Interface markup and scripts
.....
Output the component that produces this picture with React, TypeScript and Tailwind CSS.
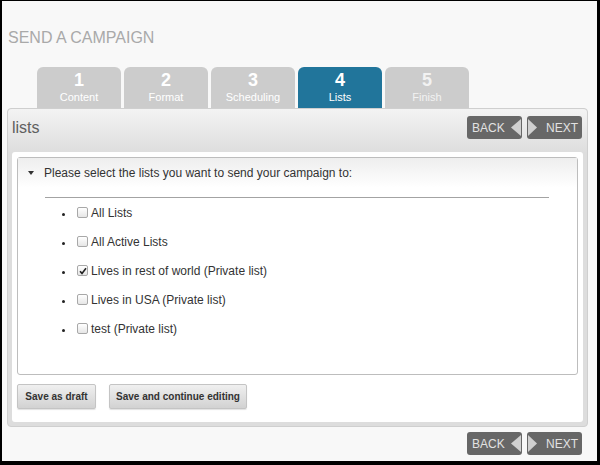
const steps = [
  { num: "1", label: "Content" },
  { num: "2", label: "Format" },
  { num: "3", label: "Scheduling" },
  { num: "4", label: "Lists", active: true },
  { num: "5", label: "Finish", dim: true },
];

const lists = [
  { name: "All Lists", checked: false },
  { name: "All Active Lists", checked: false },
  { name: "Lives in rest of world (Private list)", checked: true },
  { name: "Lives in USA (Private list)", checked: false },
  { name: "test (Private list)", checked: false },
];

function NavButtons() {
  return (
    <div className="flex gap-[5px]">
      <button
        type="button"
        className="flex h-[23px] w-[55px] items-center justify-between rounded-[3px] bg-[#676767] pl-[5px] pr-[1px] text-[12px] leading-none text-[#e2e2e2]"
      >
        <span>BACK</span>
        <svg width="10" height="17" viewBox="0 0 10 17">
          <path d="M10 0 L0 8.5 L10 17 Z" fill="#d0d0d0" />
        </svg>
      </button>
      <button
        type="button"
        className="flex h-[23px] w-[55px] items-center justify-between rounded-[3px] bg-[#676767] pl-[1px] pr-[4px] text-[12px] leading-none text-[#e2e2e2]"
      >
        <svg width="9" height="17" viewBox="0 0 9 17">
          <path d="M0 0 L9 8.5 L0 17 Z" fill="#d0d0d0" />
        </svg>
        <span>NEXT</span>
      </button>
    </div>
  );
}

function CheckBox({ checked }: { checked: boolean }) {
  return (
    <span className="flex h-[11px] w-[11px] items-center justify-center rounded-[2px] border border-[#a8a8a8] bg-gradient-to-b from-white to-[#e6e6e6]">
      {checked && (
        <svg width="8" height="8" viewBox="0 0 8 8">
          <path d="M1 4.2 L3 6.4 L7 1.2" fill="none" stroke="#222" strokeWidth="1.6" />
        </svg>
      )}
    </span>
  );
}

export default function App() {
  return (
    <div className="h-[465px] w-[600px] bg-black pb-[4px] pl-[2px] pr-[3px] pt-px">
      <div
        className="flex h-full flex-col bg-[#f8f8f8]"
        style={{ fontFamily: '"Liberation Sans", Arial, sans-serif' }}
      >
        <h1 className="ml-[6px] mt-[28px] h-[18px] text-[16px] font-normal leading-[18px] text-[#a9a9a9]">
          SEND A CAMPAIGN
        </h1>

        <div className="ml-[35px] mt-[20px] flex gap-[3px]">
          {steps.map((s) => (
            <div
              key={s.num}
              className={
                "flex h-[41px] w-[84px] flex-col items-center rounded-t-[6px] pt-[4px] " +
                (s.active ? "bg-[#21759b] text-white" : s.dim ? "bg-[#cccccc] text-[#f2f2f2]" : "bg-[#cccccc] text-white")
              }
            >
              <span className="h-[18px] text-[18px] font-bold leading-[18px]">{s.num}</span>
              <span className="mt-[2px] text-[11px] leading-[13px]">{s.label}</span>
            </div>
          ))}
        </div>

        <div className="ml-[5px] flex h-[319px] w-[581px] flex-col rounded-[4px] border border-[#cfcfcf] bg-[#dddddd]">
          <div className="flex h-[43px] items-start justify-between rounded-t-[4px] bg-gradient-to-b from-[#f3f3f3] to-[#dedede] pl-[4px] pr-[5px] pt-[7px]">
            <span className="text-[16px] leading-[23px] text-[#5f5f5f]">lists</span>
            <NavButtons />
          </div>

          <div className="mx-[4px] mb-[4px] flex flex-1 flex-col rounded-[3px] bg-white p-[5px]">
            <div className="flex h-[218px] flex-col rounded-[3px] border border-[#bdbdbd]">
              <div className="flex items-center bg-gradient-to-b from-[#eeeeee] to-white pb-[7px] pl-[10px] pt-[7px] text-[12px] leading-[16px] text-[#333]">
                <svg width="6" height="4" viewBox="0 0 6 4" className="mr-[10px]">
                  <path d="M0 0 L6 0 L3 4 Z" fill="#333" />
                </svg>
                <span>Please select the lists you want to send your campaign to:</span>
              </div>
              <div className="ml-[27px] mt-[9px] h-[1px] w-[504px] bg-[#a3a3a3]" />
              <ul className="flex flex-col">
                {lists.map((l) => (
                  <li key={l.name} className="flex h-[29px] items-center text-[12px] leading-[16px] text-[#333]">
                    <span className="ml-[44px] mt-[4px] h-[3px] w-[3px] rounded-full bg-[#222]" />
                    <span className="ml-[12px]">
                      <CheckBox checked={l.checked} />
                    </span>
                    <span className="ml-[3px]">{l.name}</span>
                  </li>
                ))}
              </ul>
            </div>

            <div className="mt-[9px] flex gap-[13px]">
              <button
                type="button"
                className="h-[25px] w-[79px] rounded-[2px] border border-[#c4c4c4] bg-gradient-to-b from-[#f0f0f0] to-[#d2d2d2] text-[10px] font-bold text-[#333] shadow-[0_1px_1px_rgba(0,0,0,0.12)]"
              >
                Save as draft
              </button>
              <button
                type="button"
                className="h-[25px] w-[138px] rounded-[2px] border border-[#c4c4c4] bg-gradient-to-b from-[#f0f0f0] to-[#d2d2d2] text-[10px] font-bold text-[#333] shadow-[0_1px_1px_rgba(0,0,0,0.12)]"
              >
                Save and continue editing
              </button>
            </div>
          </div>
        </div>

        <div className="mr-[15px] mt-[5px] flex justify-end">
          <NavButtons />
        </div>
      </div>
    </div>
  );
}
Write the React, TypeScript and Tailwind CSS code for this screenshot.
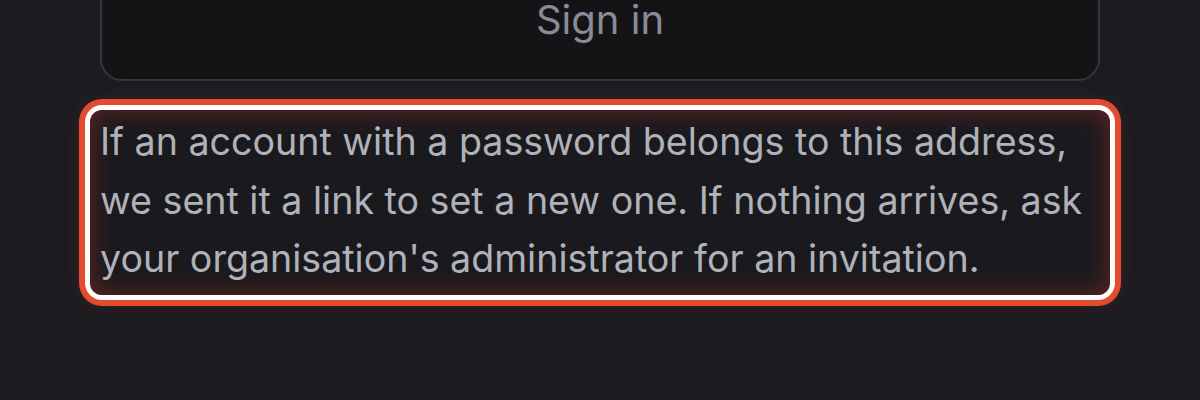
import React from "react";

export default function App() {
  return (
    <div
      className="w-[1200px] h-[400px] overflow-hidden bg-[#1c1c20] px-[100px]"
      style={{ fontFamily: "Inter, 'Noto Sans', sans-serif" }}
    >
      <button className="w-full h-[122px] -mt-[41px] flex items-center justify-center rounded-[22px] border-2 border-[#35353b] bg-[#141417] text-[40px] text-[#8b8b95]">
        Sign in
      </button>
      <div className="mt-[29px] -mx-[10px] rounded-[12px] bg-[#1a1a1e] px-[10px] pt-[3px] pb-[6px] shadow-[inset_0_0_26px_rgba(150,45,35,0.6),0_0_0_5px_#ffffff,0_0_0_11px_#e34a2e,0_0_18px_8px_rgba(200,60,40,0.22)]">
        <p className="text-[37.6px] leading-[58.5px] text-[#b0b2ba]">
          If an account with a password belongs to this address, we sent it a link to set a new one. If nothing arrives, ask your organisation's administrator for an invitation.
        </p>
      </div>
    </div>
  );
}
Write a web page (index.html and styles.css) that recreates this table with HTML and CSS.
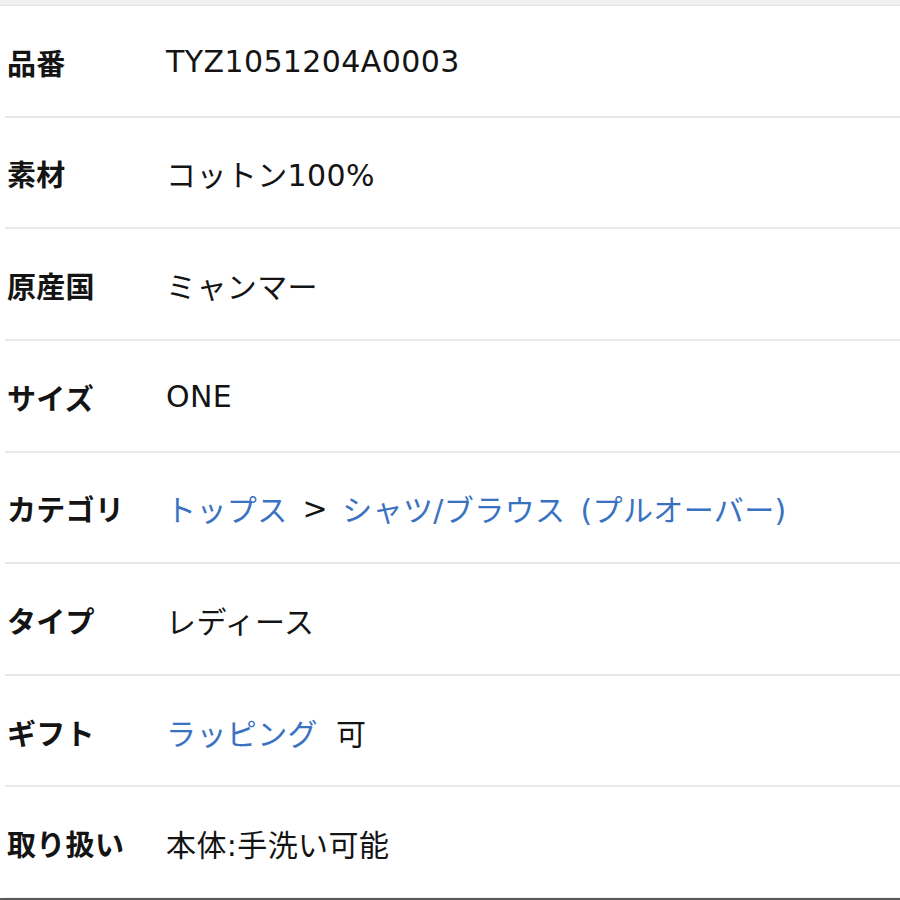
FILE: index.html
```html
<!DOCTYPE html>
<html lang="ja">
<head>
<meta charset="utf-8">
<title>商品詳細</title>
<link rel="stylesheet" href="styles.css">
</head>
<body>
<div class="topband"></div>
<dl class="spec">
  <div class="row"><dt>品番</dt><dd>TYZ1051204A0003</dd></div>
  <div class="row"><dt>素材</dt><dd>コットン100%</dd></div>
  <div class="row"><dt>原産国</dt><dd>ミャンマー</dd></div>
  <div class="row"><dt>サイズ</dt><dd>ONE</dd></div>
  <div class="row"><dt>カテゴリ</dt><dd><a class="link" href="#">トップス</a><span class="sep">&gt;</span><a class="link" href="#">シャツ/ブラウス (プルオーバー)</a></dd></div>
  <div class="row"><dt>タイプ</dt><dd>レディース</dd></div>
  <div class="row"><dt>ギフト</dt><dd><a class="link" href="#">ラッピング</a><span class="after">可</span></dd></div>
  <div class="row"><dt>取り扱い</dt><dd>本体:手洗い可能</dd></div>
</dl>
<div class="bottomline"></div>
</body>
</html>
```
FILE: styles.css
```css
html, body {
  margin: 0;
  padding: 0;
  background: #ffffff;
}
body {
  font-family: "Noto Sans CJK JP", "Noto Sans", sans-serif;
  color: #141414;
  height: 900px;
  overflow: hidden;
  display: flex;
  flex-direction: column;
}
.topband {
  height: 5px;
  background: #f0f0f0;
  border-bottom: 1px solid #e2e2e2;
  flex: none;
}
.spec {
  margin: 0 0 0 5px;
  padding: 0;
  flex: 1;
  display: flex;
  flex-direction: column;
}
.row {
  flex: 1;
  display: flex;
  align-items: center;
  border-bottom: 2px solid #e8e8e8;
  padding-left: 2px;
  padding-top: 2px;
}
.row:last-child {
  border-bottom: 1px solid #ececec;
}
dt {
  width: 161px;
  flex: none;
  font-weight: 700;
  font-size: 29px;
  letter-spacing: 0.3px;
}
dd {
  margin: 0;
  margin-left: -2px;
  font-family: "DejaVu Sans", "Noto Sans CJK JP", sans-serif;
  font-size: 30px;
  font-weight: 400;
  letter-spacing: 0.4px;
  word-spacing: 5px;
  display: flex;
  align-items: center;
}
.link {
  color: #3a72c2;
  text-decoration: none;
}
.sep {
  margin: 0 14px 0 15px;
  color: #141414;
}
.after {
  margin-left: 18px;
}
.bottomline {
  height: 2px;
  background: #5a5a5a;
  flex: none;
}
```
.....
→ **Problem details**
Extract each line from the entries above that contains the string "Write".

→ **The reply**
Write the React, TypeScript and Tailwind CSS code for this screenshot.
Write a web page (index.html and styles.css) that recreates this table with HTML and CSS.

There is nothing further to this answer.